▸ **Web page code records**

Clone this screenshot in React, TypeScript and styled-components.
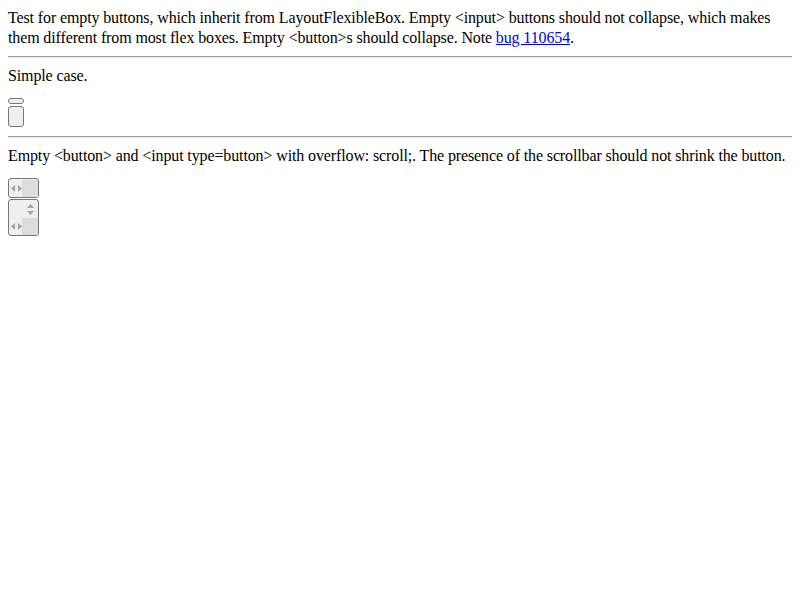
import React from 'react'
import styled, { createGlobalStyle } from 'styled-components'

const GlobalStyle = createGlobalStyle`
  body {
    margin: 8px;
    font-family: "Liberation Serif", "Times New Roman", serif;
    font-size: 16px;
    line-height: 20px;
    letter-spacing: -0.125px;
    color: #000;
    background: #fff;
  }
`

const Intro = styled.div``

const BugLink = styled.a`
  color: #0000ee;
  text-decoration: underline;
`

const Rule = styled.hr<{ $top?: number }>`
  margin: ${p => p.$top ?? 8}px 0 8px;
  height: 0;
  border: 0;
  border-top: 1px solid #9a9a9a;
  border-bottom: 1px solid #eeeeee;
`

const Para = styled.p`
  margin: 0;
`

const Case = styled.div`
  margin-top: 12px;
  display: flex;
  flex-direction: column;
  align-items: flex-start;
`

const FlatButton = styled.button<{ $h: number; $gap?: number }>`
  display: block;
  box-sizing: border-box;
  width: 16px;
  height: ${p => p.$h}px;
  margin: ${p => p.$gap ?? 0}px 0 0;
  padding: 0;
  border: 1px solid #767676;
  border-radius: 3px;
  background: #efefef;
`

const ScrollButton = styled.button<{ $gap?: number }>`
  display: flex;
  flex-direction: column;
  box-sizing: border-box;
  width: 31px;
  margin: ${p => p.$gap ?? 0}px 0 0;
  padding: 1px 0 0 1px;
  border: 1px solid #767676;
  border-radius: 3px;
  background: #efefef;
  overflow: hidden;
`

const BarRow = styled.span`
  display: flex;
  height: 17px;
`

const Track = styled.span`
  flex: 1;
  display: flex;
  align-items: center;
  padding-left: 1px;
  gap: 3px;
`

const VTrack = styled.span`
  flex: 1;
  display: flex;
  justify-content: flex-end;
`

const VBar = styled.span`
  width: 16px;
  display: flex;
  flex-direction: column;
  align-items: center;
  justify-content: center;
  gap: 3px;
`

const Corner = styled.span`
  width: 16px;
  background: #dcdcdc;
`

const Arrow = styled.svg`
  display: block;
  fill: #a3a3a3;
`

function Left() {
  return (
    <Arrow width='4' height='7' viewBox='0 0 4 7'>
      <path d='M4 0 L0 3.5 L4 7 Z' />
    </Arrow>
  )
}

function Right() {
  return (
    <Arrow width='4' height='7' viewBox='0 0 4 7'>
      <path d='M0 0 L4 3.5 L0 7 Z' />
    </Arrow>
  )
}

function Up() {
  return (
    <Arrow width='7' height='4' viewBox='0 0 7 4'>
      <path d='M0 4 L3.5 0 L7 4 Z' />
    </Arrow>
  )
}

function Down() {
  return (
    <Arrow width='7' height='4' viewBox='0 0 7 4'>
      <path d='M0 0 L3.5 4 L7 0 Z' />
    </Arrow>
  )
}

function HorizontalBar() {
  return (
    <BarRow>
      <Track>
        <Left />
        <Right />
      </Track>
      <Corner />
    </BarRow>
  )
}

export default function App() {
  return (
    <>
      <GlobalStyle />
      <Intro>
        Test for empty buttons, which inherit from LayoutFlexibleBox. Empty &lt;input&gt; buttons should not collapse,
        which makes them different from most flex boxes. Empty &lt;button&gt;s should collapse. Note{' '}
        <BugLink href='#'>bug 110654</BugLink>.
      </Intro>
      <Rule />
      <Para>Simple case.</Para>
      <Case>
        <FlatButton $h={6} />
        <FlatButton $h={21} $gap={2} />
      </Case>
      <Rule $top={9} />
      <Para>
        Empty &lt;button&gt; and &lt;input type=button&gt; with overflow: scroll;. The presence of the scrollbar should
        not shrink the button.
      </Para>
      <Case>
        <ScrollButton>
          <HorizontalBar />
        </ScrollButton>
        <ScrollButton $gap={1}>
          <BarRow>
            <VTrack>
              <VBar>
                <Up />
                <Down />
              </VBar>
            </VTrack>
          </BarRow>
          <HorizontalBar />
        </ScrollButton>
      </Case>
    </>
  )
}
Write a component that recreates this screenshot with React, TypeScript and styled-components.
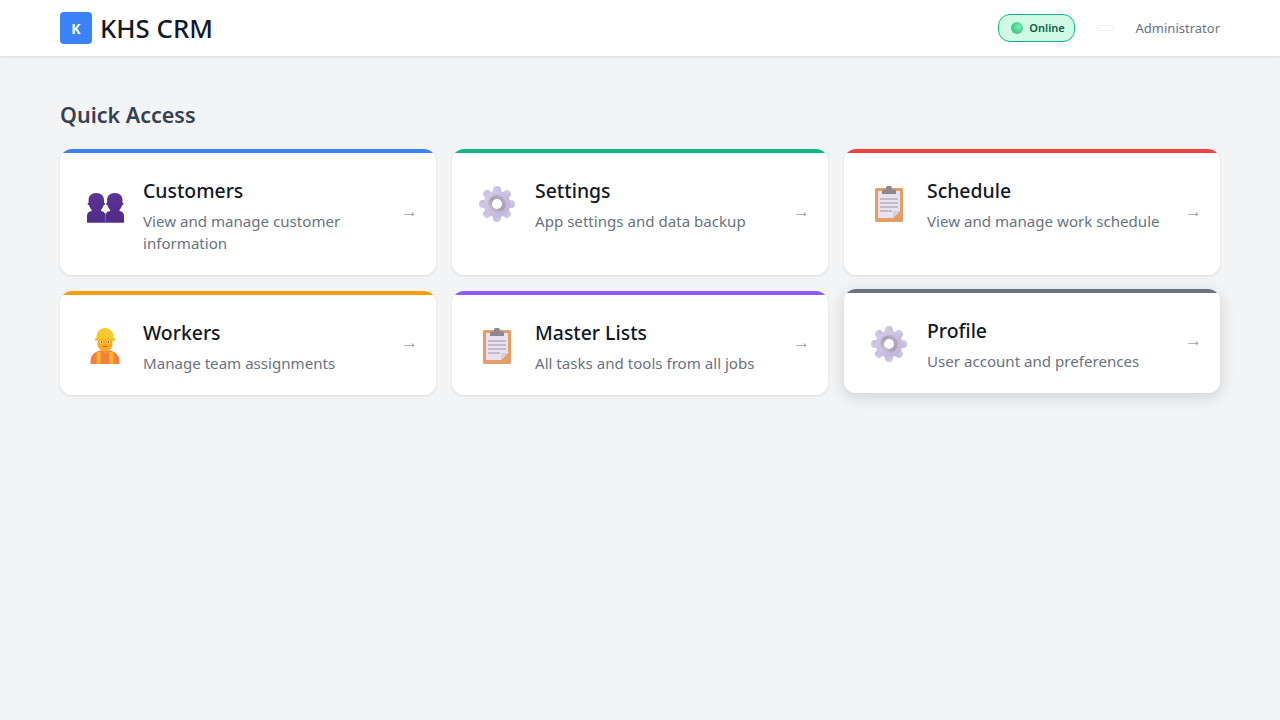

▸ **Problem to work on**
Give the entries again without a single change, but with no pictures.

▸ **Worked answer**
Clone this screenshot in React, TypeScript and styled-components.
import React from 'react'
import styled, { createGlobalStyle } from 'styled-components'

const GlobalStyle = createGlobalStyle`
  body {
    margin: 8px;
    font-family: "Liberation Serif", "Times New Roman", serif;
    font-size: 16px;
    line-height: 20px;
    letter-spacing: -0.125px;
    color: #000;
    background: #fff;
  }
`

const Intro = styled.div``

const BugLink = styled.a`
  color: #0000ee;
  text-decoration: underline;
`

const Rule = styled.hr<{ $top?: number }>`
  margin: ${p => p.$top ?? 8}px 0 8px;
  height: 0;
  border: 0;
  border-top: 1px solid #9a9a9a;
  border-bottom: 1px solid #eeeeee;
`

const Para = styled.p`
  margin: 0;
`

const Case = styled.div`
  margin-top: 12px;
  display: flex;
  flex-direction: column;
  align-items: flex-start;
`

const FlatButton = styled.button<{ $h: number; $gap?: number }>`
  display: block;
  box-sizing: border-box;
  width: 16px;
  height: ${p => p.$h}px;
  margin: ${p => p.$gap ?? 0}px 0 0;
  padding: 0;
  border: 1px solid #767676;
  border-radius: 3px;
  background: #efefef;
`

const ScrollButton = styled.button<{ $gap?: number }>`
  display: flex;
  flex-direction: column;
  box-sizing: border-box;
  width: 31px;
  margin: ${p => p.$gap ?? 0}px 0 0;
  padding: 1px 0 0 1px;
  border: 1px solid #767676;
  border-radius: 3px;
  background: #efefef;
  overflow: hidden;
`

const BarRow = styled.span`
  display: flex;
  height: 17px;
`

const Track = styled.span`
  flex: 1;
  display: flex;
  align-items: center;
  padding-left: 1px;
  gap: 3px;
`

const VTrack = styled.span`
  flex: 1;
  display: flex;
  justify-content: flex-end;
`

const VBar = styled.span`
  width: 16px;
  display: flex;
  flex-direction: column;
  align-items: center;
  justify-content: center;
  gap: 3px;
`

const Corner = styled.span`
  width: 16px;
  background: #dcdcdc;
`

const Arrow = styled.svg`
  display: block;
  fill: #a3a3a3;
`

function Left() {
  return (
    <Arrow width='4' height='7' viewBox='0 0 4 7'>
      <path d='M4 0 L0 3.5 L4 7 Z' />
    </Arrow>
  )
}

function Right() {
  return (
    <Arrow width='4' height='7' viewBox='0 0 4 7'>
      <path d='M0 0 L4 3.5 L0 7 Z' />
    </Arrow>
  )
}

function Up() {
  return (
    <Arrow width='7' height='4' viewBox='0 0 7 4'>
      <path d='M0 4 L3.5 0 L7 4 Z' />
    </Arrow>
  )
}

function Down() {
  return (
    <Arrow width='7' height='4' viewBox='0 0 7 4'>
      <path d='M0 0 L3.5 4 L7 0 Z' />
    </Arrow>
  )
}

function HorizontalBar() {
  return (
    <BarRow>
      <Track>
        <Left />
        <Right />
      </Track>
      <Corner />
    </BarRow>
  )
}

export default function App() {
  return (
    <>
      <GlobalStyle />
      <Intro>
        Test for empty buttons, which inherit from LayoutFlexibleBox. Empty &lt;input&gt; buttons should not collapse,
        which makes them different from most flex boxes. Empty &lt;button&gt;s should collapse. Note{' '}
        <BugLink href='#'>bug 110654</BugLink>.
      </Intro>
      <Rule />
      <Para>Simple case.</Para>
      <Case>
        <FlatButton $h={6} />
        <FlatButton $h={21} $gap={2} />
      </Case>
      <Rule $top={9} />
      <Para>
        Empty &lt;button&gt; and &lt;input type=button&gt; with overflow: scroll;. The presence of the scrollbar should
        not shrink the button.
      </Para>
      <Case>
        <ScrollButton>
          <HorizontalBar />
        </ScrollButton>
        <ScrollButton $gap={1}>
          <BarRow>
            <VTrack>
              <VBar>
                <Up />
                <Down />
              </VBar>
            </VTrack>
          </BarRow>
          <HorizontalBar />
        </ScrollButton>
      </Case>
    </>
  )
}
Write a component that recreates this screenshot with React, TypeScript and styled-components.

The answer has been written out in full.